Tengo que hacerles una consulta ya que en una práctica de electrónica digital tuve un inconveniente con la tabla de verdad del FF JK.

Realicé el montaje del circuito con puertas NAND y los integrados eran el 74LS00 y 74LS10. Ahora les comento el problema: monté el circuito y comprobé los estados de SET, RESET y no cambio, pero cuando intentaba probar el estado de basculacion, es decir, las entradas J y K en alta no me hacia el cambio, repeti el montaje varias veces y tuve el mismo problema.

Le pregunte al profesor, reviso el montaje y me dijo que posiblemente eso ocurria porque las puertas de un integrado y otro son diferentes ya que unas son mas rápidas que otras. uds que piensan al respecto, alguna vez han tenido un problema como este?

Gracias por su atención y espero buenas respuestas


----------



## lalex (Dic 29, 2008)

J K Qn+1

00  Qn
01  0
10  1
11  Qn*



el * es negado, creo q era asi  espero q te sirva

fijate q en el foro ay un tema hablando sobre los ff jk


https://www.forosdeelectronica.com/tutoriales/flip-flops.htm



yo un dia arme un circuito, pero era diferente... tenia dos and a las entradas y no me acuerdo q mas...


si lo encuentro te aviso..



Saludos


----------



## Eduardo (Dic 29, 2008)

Si analizas el circuito con las compuertas, vas a ver que al pasar de J=K=1, Clk=0 (con Q=0 y /Q=1 por ej.) a J=K=Clk=1 el estado resultante es inestable --> Q y /Q cambian continuamente.
Si los retardos de las compuertas fueran *exactamente* iguales te quedaria oscilando indefinidamente a una frecuencia determinada principalmente por el retardo del conjunto (va a ser una frec. alta).

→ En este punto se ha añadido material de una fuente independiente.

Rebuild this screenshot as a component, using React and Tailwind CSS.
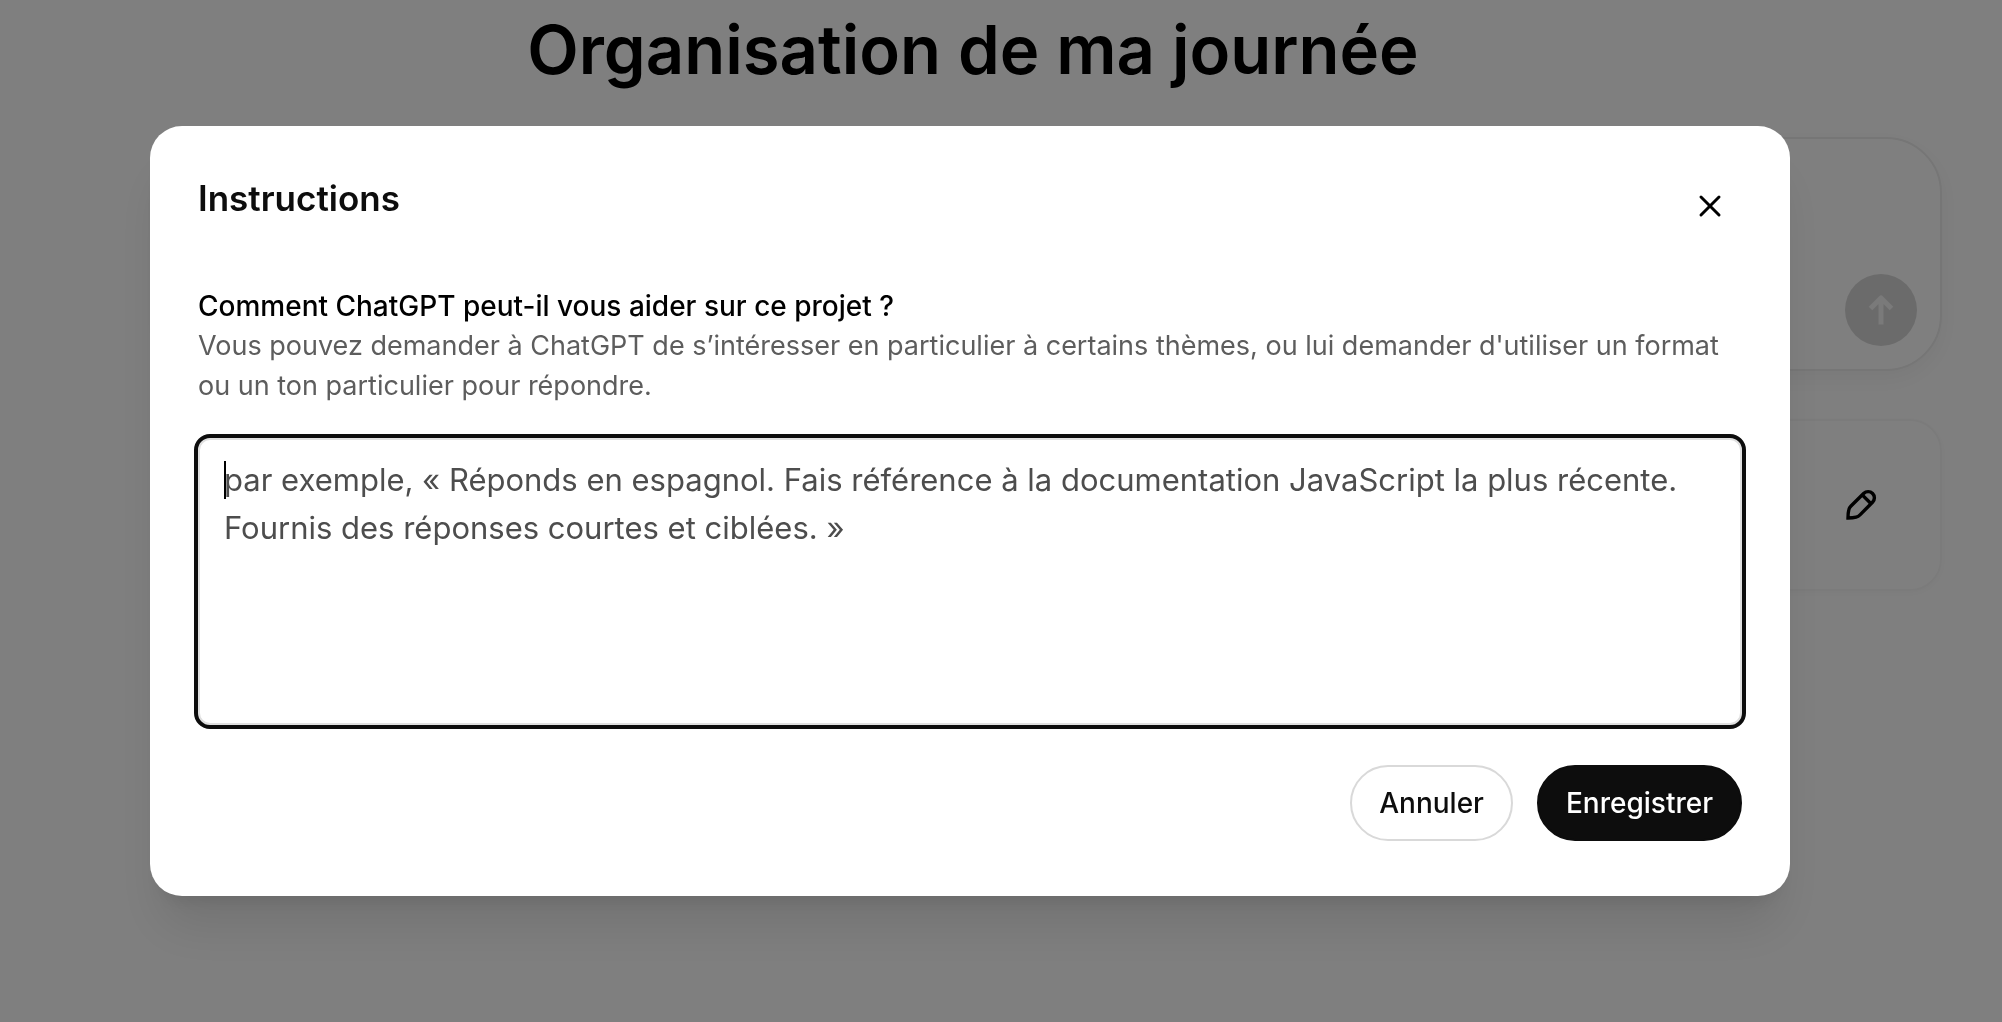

Pero como nuestro mundo no tiene nada de ideal, lo que va a pasar en realidad es que va a haber una oscilacion corta terminando en Q=1 y *Q=1  (*Q es la salida del otro 7400, no el complemento de Q).  
Si analizas de vuelta el circuito con J=K=Clk=Q=*Q=1  vas a ver que este estado es estable.
Al volver Clk a cero, al no ser iguales las compuertas --> dominara una y siempre pasara a cero la misma.


----------



## jotajulio (Dic 29, 2008)

gracias por responder tan pronto 

la teoria del funcionamiento del flip flop la tengo clara, el inconveniente que tuve fue en la practica de laboratorio al momento de montar el circuito, ya que el estado de basculación(J=1, K=1) no me salio y el profesor me ha pedido buscarle la causa a ese problema.

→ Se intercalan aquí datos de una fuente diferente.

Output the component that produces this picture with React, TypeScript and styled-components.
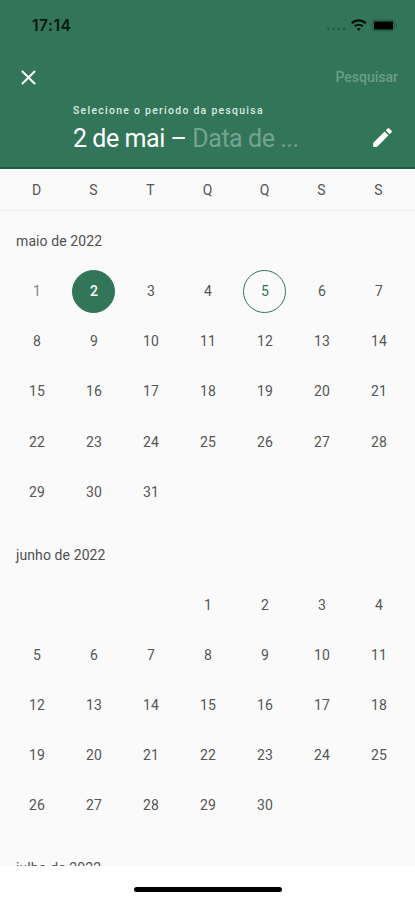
import React from "react";
import styled, { createGlobalStyle } from "styled-components";

const GREEN = "#327558";

const GlobalStyle = createGlobalStyle`
  * { box-sizing: border-box; }
  body { margin: 0; background: #fff; font-family: Roboto, sans-serif; }
`;

const Screen = styled.div`
  width: 415px;
  height: 900px;
  display: flex;
  flex-direction: column;
  overflow: hidden;
  background: #fff;
`;

const Header = styled.header`
  height: 169px;
  flex: none;
  display: flex;
  flex-direction: column;
  background: ${GREEN};
  border-bottom: 2px solid #17603f;
  color: #fff;
`;

const StatusBar = styled.div`
  height: 50px;
  padding: 0 16px 0 32px;
  display: flex;
  align-items: center;
  justify-content: space-between;
`;

const Clock = styled.span`
  padding-top: 1px;
  font: 600 15.5px/20px Inter, sans-serif;
  letter-spacing: 0.5px;
  color: #07180f;
`;

const StatusIcons = styled.svg`
  display: block;
  width: 74px;
  height: 18px;
`;

const ActionBar = styled.div`
  height: 54px;
  padding: 0 17px 0 16px;
  display: flex;
  align-items: center;
  justify-content: space-between;
`;

const IconButton = styled.button`
  padding: 0;
  border: 0;
  background: none;
  color: #fff;
  display: flex;
`;

const Icon = styled.svg`
  width: 25px;
  height: 25px;
  fill: currentColor;
`;

const SearchButton = styled.button`
  padding: 0;
  border: 0;
  background: none;
  font: 500 14px/20px Roboto, sans-serif;
  letter-spacing: 0;
  color: #6b9e87;
`;

const RangeBar = styled.div`
  display: flex;
  justify-content: space-between;
  align-items: flex-end;
  padding: 0 20px 0 73px;
  height: 50px;
`;

const RangeText = styled.div`
  display: flex;
  flex-direction: column;
`;

const Caption = styled.span`
  font-size: 10.4px;
  line-height: 14px;
  font-weight: 500;
  letter-spacing: 1.3px;
  white-space: nowrap;
  color: #dcebe3;
`;

const Range = styled.span`
  margin-top: 6px;
  font-size: 25px;
  line-height: 30px;
  letter-spacing: -0.45px;
  white-space: pre;
`;

const Placeholder = styled.span`
  color: #74a48f;
`;

const EditSlot = styled.div`
  padding-bottom: 4px;
`;

const WeekRow = styled.div`
  flex: none;
  display: grid;
  grid-template-columns: repeat(7, 57px);
  justify-content: center;
  align-items: center;
  height: 42px;
  background: #fafafa;
  border-bottom: 1px solid #efefef;
  font-size: 14px;
  line-height: 18px;
  color: #555;
  text-align: center;
`;

const Months = styled.main`
  flex: none;
  height: 655px;
  overflow: hidden;
  background: #fafafa;
`;

const Month = styled.section`
  height: 313.6px;
`;

const MonthName = styled.h2`
  margin: 0;
  padding: 0 16px;
  height: 55px;
  font-size: 14px;
  line-height: 60px;
  font-weight: 400;
  letter-spacing: 0.1px;
  color: #505050;
`;

const Days = styled.div`
  display: grid;
  grid-template-columns: repeat(7, 57px);
  grid-auto-rows: 50.2px;
  justify-content: center;
  place-items: center;
`;

const Day = styled.div<{ $start?: number; $kind?: "selected" | "today" | "past" }>`
  ${(p) => p.$start && `grid-column-start: ${p.$start};`}
  width: 43px;
  height: 43px;
  padding-left: 1px;
  border-radius: 50%;
  display: flex;
  align-items: center;
  justify-content: center;
  font-size: 14px;
  letter-spacing: 0.2px;
  border: 1px solid ${(p) => (p.$kind === "today" || p.$kind === "selected" ? GREEN : "transparent")};
  background: ${(p) => (p.$kind === "selected" ? GREEN : "transparent")};
  color: ${(p) => (p.$kind === "selected" ? "#fff" : p.$kind === "today" ? GREEN : p.$kind === "past" ? "#858585" : "#555")};
  font-weight: ${(p) => (p.$kind === "selected" ? 500 : 400)};
`;

const HomeArea = styled.footer`
  flex: 1;
  display: flex;
  justify-content: center;
  padding: 21px 0 0 1px;
`;

const HomeIndicator = styled.div`
  width: 148px;
  height: 5px;
  border-radius: 3px;
  background: #000;
`;

const months = [
  { name: "maio de 2022", start: 1, count: 31, selected: 2, today: 5 },
  { name: "junho de 2022", start: 4, count: 30 },
  { name: "julho de 2022", start: 6, count: 0 },
];

export default function App() {
  return (
    <>
      <GlobalStyle />
      <Screen>
        <Header>
          <StatusBar>
            <Clock>17:14</Clock>
            <StatusIcons viewBox="0 0 74 18">
              <g fill="#245d45">
                <circle cx="3.5" cy="13" r="1.4" />
                <circle cx="8.6" cy="13" r="1.4" />
                <circle cx="13.8" cy="13" r="1.4" />
                <circle cx="18.9" cy="13" r="1.4" />
              </g>
              <g fill="none" stroke="#03100a" strokeWidth="2.2">
                <path d="M26.8 7.2a10 10 0 0 1 14 0" />
                <path d="M29.8 10.3a6 6 0 0 1 8 0" />
              </g>
              <path d="M33.8 14.9l-2-2.2a3.2 3.2 0 0 1 4 0z" fill="#03100a" />
              <rect x="47.2" y="3.9" width="22.5" height="11" rx="3" fill="#2a6a4f" stroke="#25634a" />
              <rect x="49" y="5.4" width="19" height="8" rx="1" fill="#000" />
              <path d="M71 7.4q2 2 0 4z" fill="#205640" />
            </StatusIcons>
          </StatusBar>
          <ActionBar>
            <IconButton aria-label="Fechar">
              <Icon viewBox="0 0 24 24">
                <path d="M19 6.41 17.59 5 12 10.59 6.41 5 5 6.41 10.59 12 5 17.59 6.41 19 12 13.41 17.59 19 19 17.59 13.41 12z" />
              </Icon>
            </IconButton>
            <SearchButton>Pesquisar</SearchButton>
          </ActionBar>
          <RangeBar>
            <RangeText>
              <Caption>Selecione o período da pesquisa</Caption>
              <Range>
                2 de mai – <Placeholder>Data de ...</Placeholder>
              </Range>
            </RangeText>
            <EditSlot>
              <IconButton aria-label="Editar">
                <Icon viewBox="0 0 24 24">
                  <path d="M3 17.46v3.04c0 .28.22.5.5.5h3.04c.13 0 .26-.05.35-.15L17.81 9.94l-3.75-3.75L3.15 17.1c-.1.1-.15.22-.15.36zM20.71 7.04a1 1 0 0 0 0-1.41l-2.34-2.34a1 1 0 0 0-1.41 0l-1.83 1.83 3.75 3.75 1.83-1.83z" />
                </Icon>
              </IconButton>
            </EditSlot>
          </RangeBar>
        </Header>
        <WeekRow>
          {["D", "S", "T", "Q", "Q", "S", "S"].map((d, i) => (
            <span key={i}>{d}</span>
          ))}
        </WeekRow>
        <Months>
          {months.map((m) => (
            <Month key={m.name}>
              <MonthName>{m.name}</MonthName>
              <Days>
                {Array.from({ length: m.count }, (_, i) => i + 1).map((n) => (
                  <Day
                    key={n}
                    $start={n === 1 ? m.start : undefined}
                    $kind={
                      n === m.selected ? "selected" : n === m.today ? "today" : m.selected && n < m.selected ? "past" : undefined
                    }
                  >
                    {n}
                  </Day>
                ))}
              </Days>
            </Month>
          ))}
        </Months>
        <HomeArea>
          <HomeIndicator />
        </HomeArea>
      </Screen>
    </>
  );
}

espero mas respuestas y gracias de antemano


----------



## Eduardo (Dic 30, 2008)

jotajulio dijo:
			
		

> ... ya que el estado de basculación(J=1, K=1) no me salio y el profesor me ha pedido buscarle la causa a ese problema.


Es que no te sale ni te va a salir con *ese* circuito (con 7400 y 7410) porque con el reloj en '1' es inestable --> no podes probar la basculacion.

En los FF JK comerciales se evita este problema porque son sensibles al flanco descendente/ascendente del clock o al ciclo completo (durante el flanco ascendente del clock lee las entradas y durante el descendente actualiza las salidas).


----------